ICESat-2 launched this past September, making this year’s IceBridge mission even more critical because it was supposed to calibrate data from the new satellite.
“ICESat-2 is still a brand-new spacecraft, and we don’t fully understand the measurements it’s giving us yet,” Sonntag explained.
Measurements taken by the aircraft during Operation IceBridge would set up a baseline for understanding the satellite’s data. The aircraft would fly under the satellite and over the Arctic, measuring the same area at the same time.
But now, the eight-week deployment will likely be cut down to five weeks or less, thus limiting the amount of data the plane can collect. “And things are going to have to fall into place quickly for that [timeline] to happen,” Sonntag said.
At this time of year, he said, scientists, leaders at NASA headquarters and the people who operate the aircraft need to be working closely together every day. But now they’re unable even to talk to each other because so many employees have been furloughed.
“We can’t solve problems as they come up. We can’t even begin to integrate our instrumentation with the aircraft until the furlough’s ended. That takes many weeks to get that done, a long, careful process, and we can’t even start,” Sonntag said.

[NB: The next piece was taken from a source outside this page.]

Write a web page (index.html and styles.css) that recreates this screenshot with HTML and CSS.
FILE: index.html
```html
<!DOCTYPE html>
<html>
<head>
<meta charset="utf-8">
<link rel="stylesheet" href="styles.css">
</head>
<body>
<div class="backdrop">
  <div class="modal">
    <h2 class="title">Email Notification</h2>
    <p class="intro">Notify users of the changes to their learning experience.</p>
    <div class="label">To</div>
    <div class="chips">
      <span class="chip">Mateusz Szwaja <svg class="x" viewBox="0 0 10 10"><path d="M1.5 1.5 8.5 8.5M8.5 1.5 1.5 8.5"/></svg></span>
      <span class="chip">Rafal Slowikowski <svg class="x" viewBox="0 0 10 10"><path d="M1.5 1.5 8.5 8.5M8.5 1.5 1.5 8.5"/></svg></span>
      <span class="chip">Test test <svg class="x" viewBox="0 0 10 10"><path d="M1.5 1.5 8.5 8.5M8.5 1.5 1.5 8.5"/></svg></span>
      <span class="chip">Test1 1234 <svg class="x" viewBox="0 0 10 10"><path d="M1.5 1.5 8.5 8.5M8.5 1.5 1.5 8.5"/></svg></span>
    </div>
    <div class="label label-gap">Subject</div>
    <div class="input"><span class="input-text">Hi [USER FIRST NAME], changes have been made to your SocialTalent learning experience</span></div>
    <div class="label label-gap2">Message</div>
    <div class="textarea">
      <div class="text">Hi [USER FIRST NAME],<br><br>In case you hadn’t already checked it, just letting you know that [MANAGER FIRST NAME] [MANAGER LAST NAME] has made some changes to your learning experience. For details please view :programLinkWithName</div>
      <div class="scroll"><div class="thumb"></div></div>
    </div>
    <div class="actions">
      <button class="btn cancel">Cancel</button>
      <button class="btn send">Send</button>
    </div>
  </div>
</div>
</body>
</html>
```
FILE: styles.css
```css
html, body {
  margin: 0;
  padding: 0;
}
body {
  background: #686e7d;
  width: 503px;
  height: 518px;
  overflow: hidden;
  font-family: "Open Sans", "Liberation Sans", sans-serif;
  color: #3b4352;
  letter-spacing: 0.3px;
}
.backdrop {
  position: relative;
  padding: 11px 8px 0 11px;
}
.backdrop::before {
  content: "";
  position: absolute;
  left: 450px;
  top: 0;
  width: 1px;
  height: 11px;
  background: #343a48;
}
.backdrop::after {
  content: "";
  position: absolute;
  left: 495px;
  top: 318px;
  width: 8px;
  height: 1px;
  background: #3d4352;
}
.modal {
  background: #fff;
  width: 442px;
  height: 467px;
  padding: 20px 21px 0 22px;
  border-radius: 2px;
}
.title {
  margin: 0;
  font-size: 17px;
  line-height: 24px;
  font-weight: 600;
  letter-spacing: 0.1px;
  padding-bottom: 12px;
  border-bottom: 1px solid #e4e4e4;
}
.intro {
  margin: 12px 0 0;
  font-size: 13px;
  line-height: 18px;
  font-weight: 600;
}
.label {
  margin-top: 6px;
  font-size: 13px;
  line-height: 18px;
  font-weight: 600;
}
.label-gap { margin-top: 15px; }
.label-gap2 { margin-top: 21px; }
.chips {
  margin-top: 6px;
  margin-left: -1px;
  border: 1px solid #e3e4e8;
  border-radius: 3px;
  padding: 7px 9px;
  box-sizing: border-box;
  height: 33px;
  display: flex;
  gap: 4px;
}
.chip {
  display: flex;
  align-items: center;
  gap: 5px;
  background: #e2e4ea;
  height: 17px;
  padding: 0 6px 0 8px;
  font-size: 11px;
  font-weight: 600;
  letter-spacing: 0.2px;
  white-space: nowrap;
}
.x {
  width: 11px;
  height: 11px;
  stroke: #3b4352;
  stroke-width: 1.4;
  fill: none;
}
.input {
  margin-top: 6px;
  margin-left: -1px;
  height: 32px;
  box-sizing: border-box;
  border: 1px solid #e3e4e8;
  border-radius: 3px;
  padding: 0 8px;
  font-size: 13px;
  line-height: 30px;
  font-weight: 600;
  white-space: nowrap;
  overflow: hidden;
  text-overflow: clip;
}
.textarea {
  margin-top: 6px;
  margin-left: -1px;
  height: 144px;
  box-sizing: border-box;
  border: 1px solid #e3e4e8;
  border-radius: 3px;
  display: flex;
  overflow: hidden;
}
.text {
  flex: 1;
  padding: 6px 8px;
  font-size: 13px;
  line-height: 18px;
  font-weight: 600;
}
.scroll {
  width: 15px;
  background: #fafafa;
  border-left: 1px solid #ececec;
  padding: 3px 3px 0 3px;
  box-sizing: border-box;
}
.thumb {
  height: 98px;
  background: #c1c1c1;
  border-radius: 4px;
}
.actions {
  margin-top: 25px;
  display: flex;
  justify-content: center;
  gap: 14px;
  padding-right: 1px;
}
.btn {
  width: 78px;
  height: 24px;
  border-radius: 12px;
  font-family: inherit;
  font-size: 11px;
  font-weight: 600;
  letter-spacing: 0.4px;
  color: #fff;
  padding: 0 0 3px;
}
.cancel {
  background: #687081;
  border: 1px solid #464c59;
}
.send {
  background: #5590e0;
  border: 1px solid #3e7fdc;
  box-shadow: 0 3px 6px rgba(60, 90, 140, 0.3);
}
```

“That’s a big loss to the American taxpayer,” he said. ICESat-2 is a $1 billion investment, and it will only operate for a limited amount of time.
“The clock is ticking on ICESat-2,” he said. “Spacecraft don’t last forever. The more time we go without that spacecraft being fully calibrated, the less value we’re getting out of it.”

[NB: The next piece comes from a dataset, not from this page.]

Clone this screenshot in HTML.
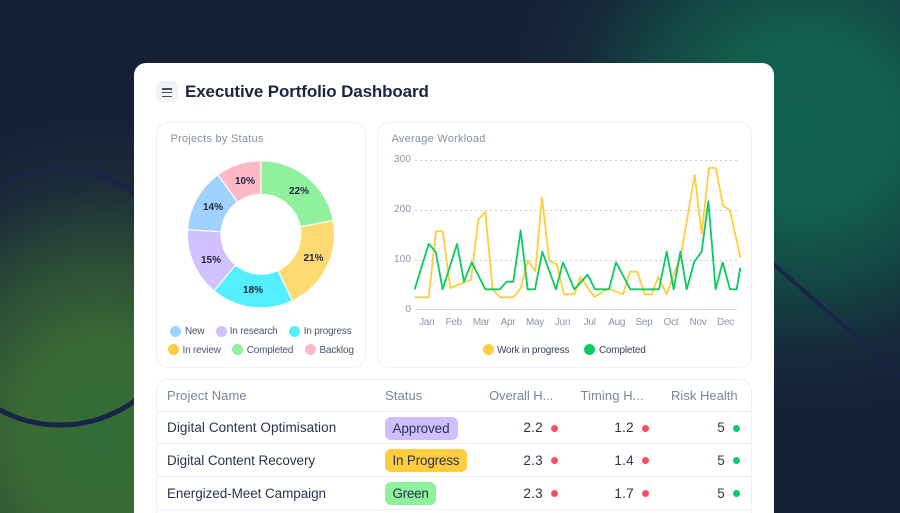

“We’ve been working on this for a couple of decades now, so we’re at a critical point,” he said. “And it’s quite frustrating.”
The clock is also ticking on sea ice itself. Sea ice is usually at its maximum extent and thickness in the month of March, making it the “prime time” to measure it. Even if the mission resumes soon, scientists will likely only have the last week of March to perform these calculations.
“This year, because of the shutdown, we have largely lost our ability to measure that icepack at its maximum extent,” Sonntag said. And without calibrating the satellite, they may not be able to interpret other data on sea ice that the spacecraft has collected this winter.
NASA’s work in the Arctic is particularly important right now because sea ice in the north is melting at a surprisingly fast rate and the majority of that melt has happened “really during the last several years,” he said. Data collected now can help scientists understand what these rapid changes mean for the Arctic and for the rest of the globe. Delaying or cancelling that data collection altogether could result in long-lasting gaps in their knowledge.
There are other ways to try to calibrate the satellite’s data, but the plane is the most reliable way to do it, Sonntag said, because NASA has fine-tuned its measurements over the past decade.
“IceBridge and the spacecraft are meant to work together — that was the plan all along,” he said.
This isn’t the first time a shutdown has impinged upon NASA’s work. In 2013, a mission that was supposed to last six weeks was cut down to nine days, Science reported when it broke this story. And that shutdown lasted only 16 days; the 2019 budget battle is now entering its fifth week.
It’s not just NASA researchers affected by the partial shutdown. Recently, the American Meteorological Society held its big annual meeting. No furloughed researchers, including those at NOAA and other agencies, were allowed to attend.
“To a scientist, that’s where things happen,” Sonntag said. “That’s where we exchange our ideas and our research. A lot of that just didn’t happen at AMS because of the shutdown, and that’s a real shame.”
“The knowledge like that, you can’t get back.”